手話がわからない人にはわかりにくかったかもしれませんが、佐村河内氏の総合的な手話力でも充分読み取れる、そして聞き取りにくかった場合の確認には充分な手話表現なのではないかということです。
いろんな意味でいびつな形ではあるけれど、手話通訳が成立していたのではないかと思われます。
本来は、手話通訳無し補聴器無しで、マスコミに“配慮”を求めて記者会見をやってくれていれば、50デシベルの難聴である佐村河内氏の聞こえが一体どの程度の聞こえなのかはっきりしてよかったのでしょうが、佐村河内氏としては手話通訳の必要性は譲れなかったようです。そしてそのことは嘘とは言い切れないだろう。
実際手話通訳は、ある程度機能していただろうということです。
また記者会見での手話通訳者は、佐村河内氏が聴力レベル50デシベル程の難聴者であるとわかったうえでの通訳です。

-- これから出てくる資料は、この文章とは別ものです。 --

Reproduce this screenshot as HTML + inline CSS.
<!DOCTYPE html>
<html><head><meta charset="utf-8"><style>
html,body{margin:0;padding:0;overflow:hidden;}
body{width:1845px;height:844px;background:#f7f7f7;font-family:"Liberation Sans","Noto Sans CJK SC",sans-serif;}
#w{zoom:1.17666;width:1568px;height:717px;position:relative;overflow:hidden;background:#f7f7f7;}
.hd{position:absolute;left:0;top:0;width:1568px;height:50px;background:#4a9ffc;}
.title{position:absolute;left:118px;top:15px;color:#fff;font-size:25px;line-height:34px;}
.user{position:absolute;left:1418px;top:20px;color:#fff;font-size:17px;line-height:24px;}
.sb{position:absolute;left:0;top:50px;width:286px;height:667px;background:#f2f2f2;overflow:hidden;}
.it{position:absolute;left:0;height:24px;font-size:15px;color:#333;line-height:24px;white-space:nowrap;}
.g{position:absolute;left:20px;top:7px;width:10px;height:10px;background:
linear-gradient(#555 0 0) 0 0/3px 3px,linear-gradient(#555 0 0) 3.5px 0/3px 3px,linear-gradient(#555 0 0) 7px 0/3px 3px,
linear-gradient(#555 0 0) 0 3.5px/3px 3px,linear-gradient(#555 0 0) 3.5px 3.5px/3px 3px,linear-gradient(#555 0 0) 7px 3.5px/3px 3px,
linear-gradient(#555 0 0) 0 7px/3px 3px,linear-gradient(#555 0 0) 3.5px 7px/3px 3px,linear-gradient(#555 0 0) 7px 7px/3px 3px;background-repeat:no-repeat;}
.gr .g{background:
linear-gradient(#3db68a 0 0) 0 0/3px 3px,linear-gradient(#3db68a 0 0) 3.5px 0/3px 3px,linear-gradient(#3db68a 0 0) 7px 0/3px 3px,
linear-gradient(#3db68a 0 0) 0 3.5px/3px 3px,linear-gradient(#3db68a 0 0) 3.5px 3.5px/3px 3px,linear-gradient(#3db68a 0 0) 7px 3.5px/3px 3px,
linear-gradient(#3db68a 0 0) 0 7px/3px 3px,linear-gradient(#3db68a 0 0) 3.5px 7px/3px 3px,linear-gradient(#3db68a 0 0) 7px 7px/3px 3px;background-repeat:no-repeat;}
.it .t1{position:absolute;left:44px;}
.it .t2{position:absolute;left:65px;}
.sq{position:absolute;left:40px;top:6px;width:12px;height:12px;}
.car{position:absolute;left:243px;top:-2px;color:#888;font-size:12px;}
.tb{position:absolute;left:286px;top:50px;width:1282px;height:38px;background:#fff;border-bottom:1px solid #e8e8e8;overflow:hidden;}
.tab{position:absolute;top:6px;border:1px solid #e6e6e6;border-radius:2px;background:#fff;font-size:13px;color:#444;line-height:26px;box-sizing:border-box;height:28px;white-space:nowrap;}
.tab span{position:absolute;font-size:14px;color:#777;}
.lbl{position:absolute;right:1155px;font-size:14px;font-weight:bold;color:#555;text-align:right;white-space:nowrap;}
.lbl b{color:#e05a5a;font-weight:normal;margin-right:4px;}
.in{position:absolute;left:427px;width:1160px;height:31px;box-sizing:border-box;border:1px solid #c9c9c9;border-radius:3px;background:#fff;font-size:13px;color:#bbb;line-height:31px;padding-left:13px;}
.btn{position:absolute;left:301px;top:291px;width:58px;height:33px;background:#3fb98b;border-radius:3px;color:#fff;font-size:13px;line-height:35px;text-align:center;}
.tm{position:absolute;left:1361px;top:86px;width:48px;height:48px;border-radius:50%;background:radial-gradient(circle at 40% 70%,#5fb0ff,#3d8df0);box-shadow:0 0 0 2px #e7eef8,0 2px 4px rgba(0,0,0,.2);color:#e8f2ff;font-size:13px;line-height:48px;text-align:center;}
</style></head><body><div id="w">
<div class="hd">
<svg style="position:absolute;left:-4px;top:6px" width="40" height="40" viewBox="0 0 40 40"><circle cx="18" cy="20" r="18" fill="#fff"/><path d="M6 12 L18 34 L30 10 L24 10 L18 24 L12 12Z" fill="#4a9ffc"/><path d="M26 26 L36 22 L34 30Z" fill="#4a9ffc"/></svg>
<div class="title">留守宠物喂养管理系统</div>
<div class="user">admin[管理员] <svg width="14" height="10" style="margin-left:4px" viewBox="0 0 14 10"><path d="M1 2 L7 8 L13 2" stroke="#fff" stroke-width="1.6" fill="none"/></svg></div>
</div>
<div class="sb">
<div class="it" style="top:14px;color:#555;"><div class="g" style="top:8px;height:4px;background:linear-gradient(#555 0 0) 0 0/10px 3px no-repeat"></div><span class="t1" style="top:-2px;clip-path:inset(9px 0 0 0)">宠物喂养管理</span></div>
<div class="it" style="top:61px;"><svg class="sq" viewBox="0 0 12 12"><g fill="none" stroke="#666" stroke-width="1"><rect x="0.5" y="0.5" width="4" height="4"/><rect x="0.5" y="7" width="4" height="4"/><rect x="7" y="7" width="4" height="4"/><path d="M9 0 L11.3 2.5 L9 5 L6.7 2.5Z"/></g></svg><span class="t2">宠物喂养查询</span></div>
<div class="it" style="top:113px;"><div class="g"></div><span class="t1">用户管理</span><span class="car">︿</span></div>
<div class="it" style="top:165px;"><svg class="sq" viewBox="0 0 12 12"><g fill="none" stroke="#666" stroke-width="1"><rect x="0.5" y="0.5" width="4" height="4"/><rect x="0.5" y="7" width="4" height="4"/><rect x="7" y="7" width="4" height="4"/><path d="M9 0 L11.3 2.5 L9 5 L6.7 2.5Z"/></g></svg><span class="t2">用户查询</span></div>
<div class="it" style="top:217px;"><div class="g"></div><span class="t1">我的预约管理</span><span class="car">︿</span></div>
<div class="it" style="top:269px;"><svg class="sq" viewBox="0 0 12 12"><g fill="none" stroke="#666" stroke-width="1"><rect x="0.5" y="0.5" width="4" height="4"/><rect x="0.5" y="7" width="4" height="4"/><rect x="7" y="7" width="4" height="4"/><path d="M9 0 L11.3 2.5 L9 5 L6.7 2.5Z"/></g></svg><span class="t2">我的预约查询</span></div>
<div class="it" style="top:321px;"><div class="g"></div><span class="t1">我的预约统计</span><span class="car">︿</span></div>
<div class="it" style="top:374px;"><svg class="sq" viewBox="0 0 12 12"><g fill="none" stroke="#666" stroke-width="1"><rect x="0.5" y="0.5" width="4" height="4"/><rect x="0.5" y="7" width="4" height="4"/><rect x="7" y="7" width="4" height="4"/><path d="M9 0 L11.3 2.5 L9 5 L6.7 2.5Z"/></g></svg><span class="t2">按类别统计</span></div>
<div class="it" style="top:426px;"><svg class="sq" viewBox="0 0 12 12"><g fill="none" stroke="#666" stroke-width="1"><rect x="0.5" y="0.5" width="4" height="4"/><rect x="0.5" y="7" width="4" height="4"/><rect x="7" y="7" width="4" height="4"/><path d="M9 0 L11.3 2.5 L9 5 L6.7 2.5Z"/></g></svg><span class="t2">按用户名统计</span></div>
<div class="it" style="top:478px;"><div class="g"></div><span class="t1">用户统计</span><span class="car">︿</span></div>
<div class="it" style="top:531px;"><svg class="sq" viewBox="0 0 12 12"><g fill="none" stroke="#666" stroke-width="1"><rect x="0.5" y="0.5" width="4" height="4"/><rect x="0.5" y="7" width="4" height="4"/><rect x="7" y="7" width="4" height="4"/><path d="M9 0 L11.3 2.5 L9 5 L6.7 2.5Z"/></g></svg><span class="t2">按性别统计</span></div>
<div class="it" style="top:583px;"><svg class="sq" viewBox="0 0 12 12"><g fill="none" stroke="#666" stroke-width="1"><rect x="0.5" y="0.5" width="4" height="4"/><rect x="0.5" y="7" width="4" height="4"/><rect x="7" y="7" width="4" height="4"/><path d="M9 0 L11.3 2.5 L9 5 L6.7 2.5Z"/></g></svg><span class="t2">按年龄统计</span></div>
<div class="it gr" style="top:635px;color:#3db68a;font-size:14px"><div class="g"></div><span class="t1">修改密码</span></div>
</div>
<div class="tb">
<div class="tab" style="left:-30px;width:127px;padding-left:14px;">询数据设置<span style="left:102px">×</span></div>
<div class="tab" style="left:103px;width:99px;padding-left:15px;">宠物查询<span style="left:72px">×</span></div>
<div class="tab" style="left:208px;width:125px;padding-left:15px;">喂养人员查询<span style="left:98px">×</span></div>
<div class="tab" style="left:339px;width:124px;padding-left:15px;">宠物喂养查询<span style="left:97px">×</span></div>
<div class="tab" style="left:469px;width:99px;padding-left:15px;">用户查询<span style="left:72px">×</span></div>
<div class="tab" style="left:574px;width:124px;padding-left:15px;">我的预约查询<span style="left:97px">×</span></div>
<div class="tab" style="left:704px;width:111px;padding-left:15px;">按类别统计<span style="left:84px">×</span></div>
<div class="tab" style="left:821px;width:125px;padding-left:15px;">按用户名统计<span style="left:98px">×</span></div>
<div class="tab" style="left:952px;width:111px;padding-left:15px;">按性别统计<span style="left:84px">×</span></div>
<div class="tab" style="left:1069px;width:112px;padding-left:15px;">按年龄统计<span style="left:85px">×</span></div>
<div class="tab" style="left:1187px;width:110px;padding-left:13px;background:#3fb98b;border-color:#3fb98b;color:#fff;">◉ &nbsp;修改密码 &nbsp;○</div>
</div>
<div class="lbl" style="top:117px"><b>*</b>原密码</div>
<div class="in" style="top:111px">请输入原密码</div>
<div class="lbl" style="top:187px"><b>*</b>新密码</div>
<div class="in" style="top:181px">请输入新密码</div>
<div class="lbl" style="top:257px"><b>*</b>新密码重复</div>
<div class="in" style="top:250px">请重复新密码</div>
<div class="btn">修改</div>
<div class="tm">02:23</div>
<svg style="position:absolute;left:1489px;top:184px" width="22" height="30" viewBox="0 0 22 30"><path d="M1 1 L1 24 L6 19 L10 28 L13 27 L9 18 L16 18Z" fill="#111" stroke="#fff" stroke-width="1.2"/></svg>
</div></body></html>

以前にましてわかりやすい手話通訳を心掛けたのかもしれません。
手話通訳者がいつ佐村河内氏の聞こえのレベルを知ったのかは、わかりませんが。
この間、佐村河内氏の一件に対する意見をいろいろと聞きました。
まあ一言で言えば、大嘘つきのペテン師野郎でとんでもないということになります。
しかし多くの方が事実誤認している点も多いようです。
以前にも書きましたが、この件に関しては様々な問題が内包されているので一つ一つ分けて考える必要があると思っています。